Coelho's placebo has racked up impressive sales in Brazil and Europe. Americans should flock to it like gulls.

Coelho is a Brazilian writer with four books to his credit. Following Diary of a Magus (1992—not reviewed) came this book, published in Brazil in 1988: it's an interdenominational, transcendental, inspirational fable—in other words, a bag of wind. 
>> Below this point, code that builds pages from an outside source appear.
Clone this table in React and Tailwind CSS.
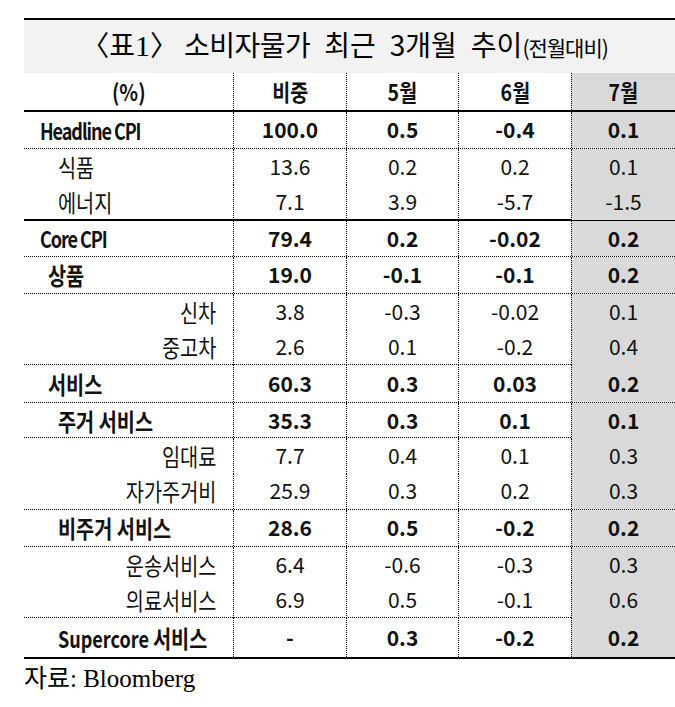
import React from "react";

const GRID = "grid grid-cols-[209px_113px_112px_113px_104px]";

const rows = [
  { label: "Headline CPI", v: ["100.0", "0.5", "-0.4", "0.1"], kind: "l1", lat: true, h: "h-[37px]", b: "dot" },
  { label: "식품", v: ["13.6", "0.2", "0.2", "0.1"], kind: "s2", h: "h-[35px]", b: "none" },
  { label: "에너지", v: ["7.1", "3.9", "-5.7", "-1.5"], kind: "s2", h: "h-[37px]", b: "solid" },
  { label: "Core CPI", v: ["79.4", "0.2", "-0.02", "0.2"], kind: "l1", lat: true, h: "h-[36px]", b: "dot" },
  { label: "상품", v: ["19.0", "-0.1", "-0.1", "0.2"], kind: "l2", h: "h-[37px]", b: "dot" },
  { label: "신차", v: ["3.8", "-0.3", "-0.02", "0.1"], kind: "r", h: "h-[35px]", b: "none" },
  { label: "중고차", v: ["2.6", "0.1", "-0.2", "0.4"], kind: "r", h: "h-[36px]", b: "dot" },
  { label: "서비스", v: ["60.3", "0.3", "0.03", "0.2"], kind: "l2", h: "h-[38px]", b: "dot" },
  { label: "주거 서비스", v: ["35.3", "0.3", "0.1", "0.1"], kind: "l3", h: "h-[35px]", b: "dot" },
  { label: "임대료", v: ["7.7", "0.4", "0.1", "0.3"], kind: "r", h: "h-[35px]", b: "none" },
  { label: "자가주거비", v: ["25.9", "0.3", "0.2", "0.3"], kind: "r", h: "h-[37px]", b: "dot" },
  { label: "비주거 서비스", v: ["28.6", "0.5", "-0.2", "0.2"], kind: "l3", h: "h-[37px]", b: "dot" },
  { label: "운송서비스", v: ["6.4", "-0.6", "-0.3", "0.3"], kind: "r", h: "h-[35px]", b: "none" },
  { label: "의료서비스", v: ["6.9", "0.5", "-0.1", "0.6"], kind: "r", h: "h-[36px]", b: "dot" },
  { label: "Supercore 서비스", v: ["-", "0.3", "-0.2", "0.2"], kind: "l3", super: true, h: "h-[41px]", b: "solid" },
];

function labelText(r) {
  if (r.lat) {
    return <span className="text-[22px] tracking-[-1.3px]">{r.label}</span>;
  }
  if (r.super) {
    return (
      <>
        <span className="text-[22px]">Supercore </span>
        <span className="text-[24px]">서비스</span>
      </>
    );
  }
  return <span className="text-[24px]">{r.label}</span>;
}

function labelCell(r) {
  if (r.kind === "r") {
    return (
      <div className="flex items-center justify-end pr-[17px]">
        <span className="inline-block origin-right scale-x-[0.82] whitespace-nowrap font-normal">{labelText(r)}</span>
      </div>
    );
  }
  const pad = r.kind === "l1" ? "pl-[16px]" : r.kind === "l2" ? "pl-[24px]" : "pl-[34px]";
  const weight = r.kind === "s2" ? "font-normal" : "font-bold";
  return (
    <div className={"flex items-center " + pad}>
      <span className={"inline-block origin-left scale-x-[0.82] whitespace-nowrap " + weight}>{labelText(r)}</span>
    </div>
  );
}

function Row({ r }) {
  const bold = r.kind === "l1" || r.kind === "l2" || r.kind === "l3";
  const border =
    r.b === "dot"
      ? "border-b border-dotted border-black"
      : r.b === "solid"
      ? "border-b-2 border-solid border-black"
      : "";
  const numCls = bold ? "text-[21px] font-bold" : "text-[21px] font-normal";
  return (
    <div className={GRID + " " + r.h + " " + border}>
      {labelCell(r)}
      {r.v.map((x, i) => (
        <div
          key={i}
          className={
            i === 3
              ? "flex items-center justify-center border-l border-dotted border-black bg-[#d9d9d9]"
              : "flex items-center justify-center border-l border-dotted border-black"
          }
        >
          <span className={numCls}>{x}</span>
        </div>
      ))}
    </div>
  );
}

function Head({ children, gray, first }) {
  const cls = first
    ? "flex items-center justify-center"
    : gray
    ? "flex items-center justify-center border-l border-dotted border-black bg-[#d9d9d9]"
    : "flex items-center justify-center border-l border-dotted border-black";
  return (
    <div className={cls}>
      <span className="inline-block scale-x-[0.85] text-[23px] font-bold">{children}</span>
    </div>
  );
}

export default function App() {
  return (
    <div className="w-[675px] h-[707px] bg-white overflow-hidden pl-[24px] pt-[18px] text-[#111]" style={{ fontFamily: '"Noto Sans CJK KR", "Noto Sans", sans-serif' }}>
      <div className="w-[651px] border-t-2 border-black">
        <div className="h-[53px] bg-[#f2f2f2] flex items-center justify-center pb-[2px]">
          <div className="flex items-baseline whitespace-nowrap text-[28px] font-normal text-black">
            <span className="-ml-[10px]">〈</span>
            <span>표</span>
            <span style={{ fontFamily: '"Liberation Serif", serif' }} className="text-[30px]">1</span>
            <span className="mr-[-10px]">〉</span>
            <span className="ml-[16px] tracking-[-0.5px]">소비자물가</span>
            <span className="ml-[14px]">최근</span>
            <span className="ml-[14px]">3개월</span>
            <span className="ml-[14px]">추이</span>
            <span className="text-[21px] tracking-[-1px]">(전월대비)</span>
          </div>
        </div>
        <div className={GRID + " h-[39px] border-b-2 border-black"}>
          <Head first>(%)</Head>
          <Head>비중</Head>
          <Head>5월</Head>
          <Head>6월</Head>
          <Head gray>7월</Head>
        </div>
        {rows.map((r, i) => (
          <Row key={i} r={r} />
        ))}
      </div>
      <div className="mt-[4px] text-[25px] text-black leading-[32px]" style={{ fontFamily: '"Liberation Serif", "Noto Sans CJK KR", serif' }}>
        자료: Bloomberg
      </div>
    </div>
  );
}
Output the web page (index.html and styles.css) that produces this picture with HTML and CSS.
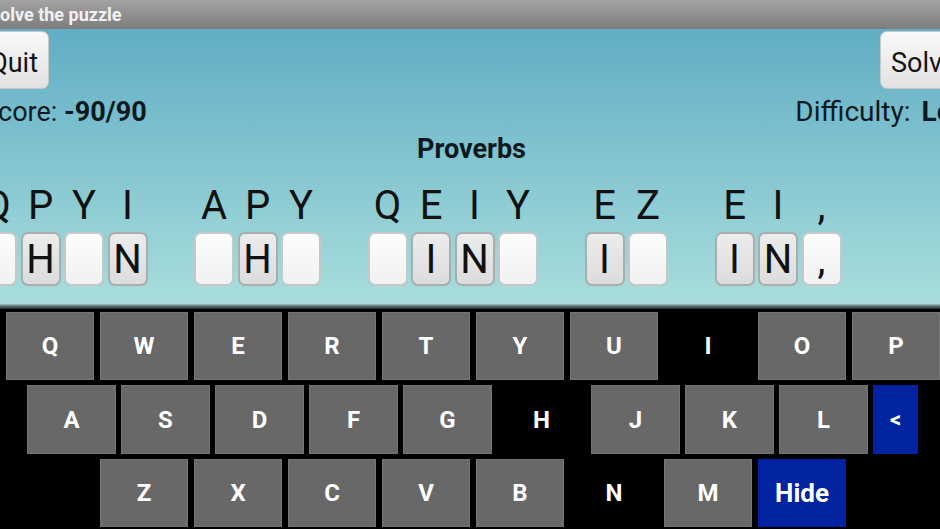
FILE: index.html
```html
<!DOCTYPE html>
<html lang="en">
<head>
<meta charset="utf-8">
<title>Solve the puzzle</title>
<link rel="stylesheet" href="styles.css">
</head>
<body>
<div class="app">
  <header class="titlebar"><span class="title">Solve the puzzle</span></header>
  <main class="board">
    <div class="actions">
      <button class="btn btn-quit">Quit</button>
      <button class="btn btn-solve">Solve</button>
    </div>
    <div class="stats">
      <span class="score">Score: <b>-90/90</b></span>
      <span class="difficulty">Difficulty: <b>Low</b></span>
    </div>
    <div class="category">Proverbs</div>
    <div class="puzzle">
      <div class="word word-first">
        <div class="cell"><span class="cipher">Q</span><span class="tile"></span></div>
        <div class="cell"><span class="cipher">P</span><span class="tile filled">H</span></div>
        <div class="cell"><span class="cipher">Y</span><span class="tile"></span></div>
        <div class="cell"><span class="cipher">I</span><span class="tile filled">N</span></div>
      </div>
      <div class="word">
        <div class="cell"><span class="cipher">A</span><span class="tile"></span></div>
        <div class="cell"><span class="cipher">P</span><span class="tile filled">H</span></div>
        <div class="cell"><span class="cipher">Y</span><span class="tile"></span></div>
      </div>
      <div class="word">
        <div class="cell"><span class="cipher">Q</span><span class="tile"></span></div>
        <div class="cell"><span class="cipher">E</span><span class="tile filled">I</span></div>
        <div class="cell"><span class="cipher">I</span><span class="tile filled">N</span></div>
        <div class="cell"><span class="cipher">Y</span><span class="tile"></span></div>
      </div>
      <div class="word">
        <div class="cell"><span class="cipher">E</span><span class="tile filled">I</span></div>
        <div class="cell"><span class="cipher">Z</span><span class="tile"></span></div>
      </div>
      <div class="word">
        <div class="cell"><span class="cipher">E</span><span class="tile filled">I</span></div>
        <div class="cell"><span class="cipher">I</span><span class="tile filled">N</span></div>
        <div class="cell"><span class="cipher">,</span><span class="tile">,</span></div>
      </div>
    </div>
  </main>
  <section class="keyboard">
    <div class="krow krow-1">
      <span class="key">Q</span><span class="key">W</span><span class="key">E</span><span class="key">R</span><span class="key">T</span><span class="key">Y</span><span class="key">U</span><span class="key used">I</span><span class="key">O</span><span class="key">P</span>
    </div>
    <div class="krow krow-2">
      <span class="key">A</span><span class="key">S</span><span class="key">D</span><span class="key">F</span><span class="key">G</span><span class="key used">H</span><span class="key">J</span><span class="key">K</span><span class="key">L</span><span class="key key-back">&lt;</span>
    </div>
    <div class="krow krow-3">
      <span class="key">Z</span><span class="key">X</span><span class="key">C</span><span class="key">V</span><span class="key">B</span><span class="key used">N</span><span class="key">M</span><span class="key key-hide">Hide</span>
    </div>
  </section>
</div>
</body>
</html>
```
FILE: styles.css
```css
html, body {
  margin: 0;
  padding: 0;
  background: #000;
}
body {
  width: 940px;
  height: 529px;
  overflow: hidden;
  font-family: Roboto, "Noto Sans", "Liberation Sans", sans-serif;
}
.app {
  width: 940px;
  height: 529px;
  display: flex;
  flex-direction: column;
  overflow: hidden;
}
.titlebar {
  height: 29px;
  flex: none;
  background: linear-gradient(#a3a3a3, #7d7d7d);
  display: flex;
  align-items: center;
  overflow: hidden;
}
.title {
  margin-left: -11px;
  color: #f2f2f2;
  font-weight: bold;
  font-size: 18px;
  white-space: nowrap;
}
.board {
  height: 280px;
  flex: none;
  background: linear-gradient(#60adc5, #a9dedc 98%, #5a6e6e 99%, #2a2a2a);
  display: flex;
  flex-direction: column;
  overflow: hidden;
}
.actions {
  margin-top: 2px;
  display: flex;
  justify-content: space-between;
}
.btn {
  height: 58px;
  border: 1px solid #c9c9c9;
  border-radius: 7px;
  background: linear-gradient(#f8f8f8, #e2e2e2);
  font-family: inherit;
  font-size: 27px;
  color: #141414;
  padding: 5px 0 0;
}
.btn-quit {
  width: 72px;
  margin-left: -23px;
  text-align: right;
  padding-right: 10px;
}
.btn-solve {
  width: 90px;
  margin-right: -30px;
  text-align: left;
  padding-left: 10px;
}
.stats {
  margin-top: 7px;
  display: flex;
  justify-content: space-between;
  font-size: 27px;
  line-height: 32px;
  color: #0c1a20;
  white-space: nowrap;
}
.stats b { font-weight: bold; }
.score { margin-left: -18px; }
.difficulty { margin-right: -33px; font-size: 28px; }
.difficulty b { margin-left: 4px; }
.category {
  margin-top: 6px;
  text-align: center;
  font-weight: bold;
  font-size: 27px;
  line-height: 30px;
  color: #0c1a20;
  padding-left: 3px;
}
.puzzle {
  margin-top: 22px;
  margin-left: -23px;
  display: flex;
  gap: 46.5px;
}
.word {
  display: flex;
  gap: 3.5px;
}
.cell {
  width: 40px;
  display: flex;
  flex-direction: column;
  align-items: center;
}
.cipher {
  font-size: 40px;
  line-height: 40px;
  height: 40px;
  color: #111;
}
.tile {
  margin-top: 6px;
  box-sizing: border-box;
  width: 40px;
  height: 54px;
  border: 2px solid #c4c8c8;
  border-radius: 7px;
  background: linear-gradient(#fdfdfd, #f1f1f1);
  display: flex;
  align-items: center;
  justify-content: center;
  font-size: 40px;
  color: #111;
}
.tile.filled {
  border-color: #a9adad;
  background: linear-gradient(#ececec, #dcdcdc);
}
.keyboard {
  flex: 1;
  background: #000;
  padding-top: 3px;
  display: flex;
  flex-direction: column;
  gap: 5px;
}
.krow {
  display: flex;
  gap: 6px;
  height: 68px;
}
.krow-1 { margin-left: 6px; }
.krow-2 { margin-left: 27px; gap: 5px; height: 69px; }
.krow-3 { margin-left: 100px; }
.key {
  width: 88px;
  flex: none;
  box-sizing: border-box;
  background: #686868;
  border: 1px solid #747474;
  color: #fff;
  font-weight: bold;
  font-size: 24px;
  display: flex;
  align-items: center;
  justify-content: center;
}
.krow-2 .key { width: 89px; }
.key.used {
  background: #000;
  border-color: #000;
}
.krow-2 .key.key-back {
  width: 45px;
  background: #0224a0;
  border-color: #0224a0;
  font-size: 22px;
}
.key.key-hide {
  background: #0224a0;
  border-color: #0224a0;
  font-size: 26px;
}
```
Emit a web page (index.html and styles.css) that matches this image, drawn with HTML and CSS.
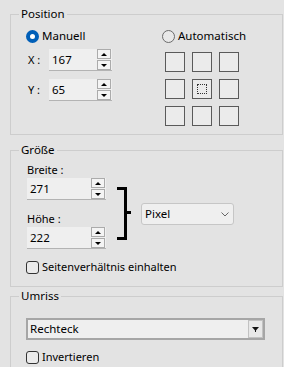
FILE: index.html
```html
<!DOCTYPE html>
<html lang="de">
<head>
    <meta charset="UTF-8">
    <meta name="viewport" content="width=device-width, initial-scale=1.0">
    <title>Position und Größe</title>
    <link rel="stylesheet" href="styles.css">
</head>
<body>
    <fieldset class="group group-position">
        <legend>Position</legend>
        <div class="position-cols">
            <div class="col-manual">
                <label class="option"><input type="radio" name="mode" checked><span>Manuell</span></label>
                <div class="coord-row">
                    <span class="coord-label">X :</span>
                    <div class="spin spin-coord">
                        <span class="spin-value">167</span>
                        <div class="spin-btns"><span class="spin-up"></span><span class="spin-down"></span></div>
                    </div>
                </div>
                <div class="coord-row coord-row-y">
                    <span class="coord-label">Y :</span>
                    <div class="spin spin-coord">
                        <span class="spin-value">65</span>
                        <div class="spin-btns"><span class="spin-up"></span><span class="spin-down"></span></div>
                    </div>
                </div>
            </div>
            <div class="col-auto">
                <label class="option"><input type="radio" name="mode"><span>Automatisch</span></label>
                <div class="anchor-grid">
                    <span class="anchor"></span>
                    <span class="anchor"></span>
                    <span class="anchor"></span>
                    <span class="anchor"></span>
                    <span class="anchor anchor-focus"><i></i></span>
                    <span class="anchor"></span>
                    <span class="anchor"></span>
                    <span class="anchor"></span>
                    <span class="anchor"></span>
                </div>
            </div>
        </div>
    </fieldset>

    <fieldset class="group group-size">
        <legend>Größe</legend>
        <div class="size-row">
            <div class="size-fields">
                <div class="field-label">Breite :</div>
                <div class="spin spin-size">
                    <span class="spin-value">271</span>
                    <div class="spin-btns"><span class="spin-up"></span><span class="spin-down"></span></div>
                </div>
                <div class="field-label field-label-second">Höhe :</div>
                <div class="spin spin-size">
                    <span class="spin-value">222</span>
                    <div class="spin-btns"><span class="spin-up"></span><span class="spin-down"></span></div>
                </div>
            </div>
            <svg class="bracket" width="14" height="53" viewBox="0 0 14 53">
                <rect x="0" y="0" width="10" height="3" fill="#000"/>
                <rect x="7" y="0" width="3" height="53" fill="#000"/>
                <rect x="0" y="50" width="10" height="3" fill="#000"/>
                <rect x="10" y="24" width="4" height="3" fill="#000"/>
            </svg>
            <div class="dropdown dropdown-unit">
                <span>Pixel</span>
                <svg width="8" height="5" viewBox="0 0 8 5"><path d="M0.5 0.5 L4 4 L7.5 0.5" fill="none" stroke="#666" stroke-width="1"/></svg>
            </div>
        </div>
        <label class="option option-check"><input type="checkbox"><span>Seitenverhältnis einhalten</span></label>
    </fieldset>

    <fieldset class="group group-shape">
        <legend>Umriss</legend>
        <div class="combo">
            <span>Rechteck</span>
            <span class="combo-btn">
                <svg width="7" height="5" viewBox="0 0 7 5"><path d="M0 0 H7 L3.5 4 Z" fill="#111"/><rect x="3" y="3" width="1" height="2" fill="#111"/></svg>
            </span>
        </div>
        <label class="option option-check"><input type="checkbox"><span>Invertieren</span></label>
    </fieldset>
</body>
</html>
```

FILE: styles.css
```css
html, body {
    margin: 0;
    overflow: hidden;
}
body {
    background: #e3e3e3;
    font-family: "Noto Sans", "Liberation Sans", sans-serif;
    font-size: 11px;
    line-height: 16px;
    color: #000;
}
.group {
    margin: 0 1px 0 10px;
    padding: 0 0 0 15px;
    border: 1px solid #cdcdcd;
    min-width: 0;
}
.group legend {
    margin-left: -7px;
    padding: 0 2px;
    line-height: 16px;
    font-size: 11.5px;
}
.group-position {
    margin-top: 6px;
    padding-top: 6px;
    padding-bottom: 8px;
}
.group-size {
    margin-top: 7px;
    padding-top: 4px;
    padding-bottom: 11px;
}
.group-shape {
    margin-top: 1px;
    padding-top: 14px;
    padding-bottom: 10px;
}

/* options */
.option {
    display: flex;
    align-items: center;
    height: 16px;
    font-size: 11.5px;
}
.option input {
    appearance: none;
    -webkit-appearance: none;
    width: 13px;
    height: 13px;
    margin: 0 3px 0 0;
    box-sizing: border-box;
    flex: none;
}
.option input[type="radio"] {
    border-radius: 50%;
    border: 1px solid #6b6b6b;
    background: #e8e8e8;
}
.option input[type="radio"]:checked {
    border: 4px solid #005fb8;
    background: #fff;
}
.option input[type="checkbox"] {
    border: 1px solid #333;
    border-radius: 3px;
    background: #ebebeb;
}
.option-check {
    margin-top: 10px;
    font-size: 11px;
}
.group-shape .option-check {
    margin-top: 9px;
}

/* position */
.position-cols {
    display: flex;
}
.col-manual {
    width: 136px;
}
.coord-row {
    display: flex;
    align-items: center;
    margin-top: 5px;
}
.coord-row-y {
    margin-top: 8px;
}
.coord-label {
    width: 21px;
    padding-left: 2px;
}
.anchor-grid {
    display: grid;
    grid-template-columns: repeat(3, 20px);
    grid-auto-rows: 20px;
    gap: 7px;
    margin: 8px 0 0 3px;
}
.anchor {
    display: flex;
    align-items: center;
    justify-content: center;
    box-sizing: border-box;
    border: 1px solid #5a5a5a;
    background: #ebebeb;
}
.anchor-focus i {
    width: 10px;
    height: 10px;
    box-sizing: border-box;
    border: 1px dotted #333;
}

/* spin boxes */
.spin {
    display: flex;
    align-items: flex-start;
    height: 22px;
    box-sizing: border-box;
    background: #efefef;
    border-bottom: 1px solid #b3b3b3;
}
.spin-coord {
    width: 63px;
}
.spin-size {
    width: 79px;
}
.spin-value {
    flex: 1;
    padding-left: 3px;
    line-height: 21px;
    font-size: 11.5px;
}
.spin-btns {
    display: flex;
    flex-direction: column;
    gap: 1px;
    width: 14px;
    margin-right: 1px;
}
.spin-btns span {
    display: flex;
    align-items: center;
    justify-content: center;
    height: 10px;
    box-sizing: border-box;
    border: 1px solid #ababab;
    background: #f4f4f4;
}
.spin-up::before, .spin-down::before {
    content: "";
    border-left: 3px solid transparent;
    border-right: 3px solid transparent;
}
.spin-up::before {
    border-bottom: 3px solid #000;
}
.spin-down::before {
    border-top: 3px solid #000;
}

/* size */
.size-row {
    display: flex;
    align-items: flex-start;
}
.size-fields {
    margin-left: 1px;
}
.field-label-second {
    margin-top: 11px;
}
.bracket {
    margin: 25px 0 0 11px;
}
.dropdown {
    display: flex;
    align-items: center;
    justify-content: space-between;
    box-sizing: border-box;
    background: #efefef;
    border: 1px solid #c6c6c6;
    border-radius: 3px;
}
.dropdown-unit {
    width: 93px;
    height: 22px;
    margin: 41px 0 0 10px;
    padding: 0 4px 0 3px;
    font-size: 11.5px;
}

/* shape */
.combo {
    display: flex;
    align-items: center;
    justify-content: space-between;
    width: 239px;
    height: 22px;
    box-sizing: border-box;
    border: 2px solid #a6a6a6;
    background: #efefef;
    padding-left: 2px;
    font-size: 11.5px;
}
.combo-btn {
    display: flex;
    align-items: center;
    justify-content: center;
    width: 15px;
    height: 18px;
    box-sizing: border-box;
    border: 1px solid #c2c2c2;
    background: #e8e8e8;
}
```
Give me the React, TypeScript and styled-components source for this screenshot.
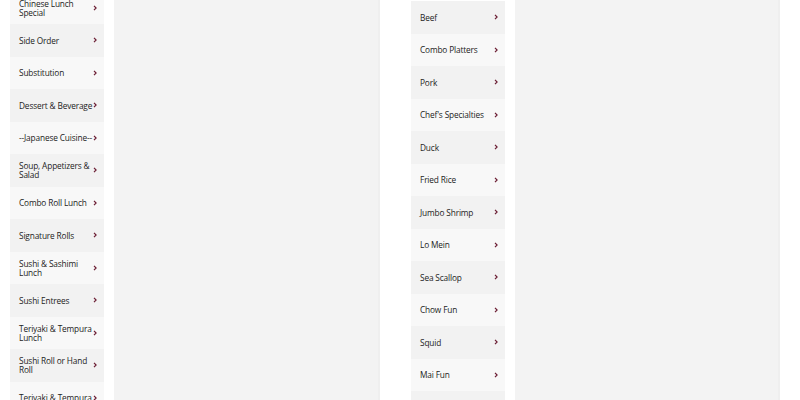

 The story is about a youth empowered to follow his dream. Santiago is an Andalusian shepherd boy who learns through a dream of a treasure in the Egyptian pyramids. An old man, the king of Salem, the first of various spiritual guides, tells the boy that he has discovered his destiny: "to realize one's destiny is a person's only real obligation." So Santiago sells his sheep, sails to Tangier, is tricked out of his money, regains it through hard work, crosses the desert with a caravan, stops at an oasis long enough to fall in love, escapes from warring tribesmen by performing a miracle, reaches the pyramids, and eventually gets both the gold and the girl. Along the way he meets an Englishman who describes the Soul of the World; the desert woman Fatima, who teaches him the Language of the World; and an alchemist who says, "Listen to your heart" A message clings like ivy to every encounter; everyone, but everyone, has to put in their two cents' worth, from the crystal merchant to the camel driver ("concentrate always on the present, you'll be a happy man"). The absence of characterization and overall blandness suggest authorship by a committee of self-improvement pundits—a far cry from Saint- Exupery's The Little Prince: that flagship of the genre was a genuine charmer because it clearly derived from a quirky, individual sensibility. 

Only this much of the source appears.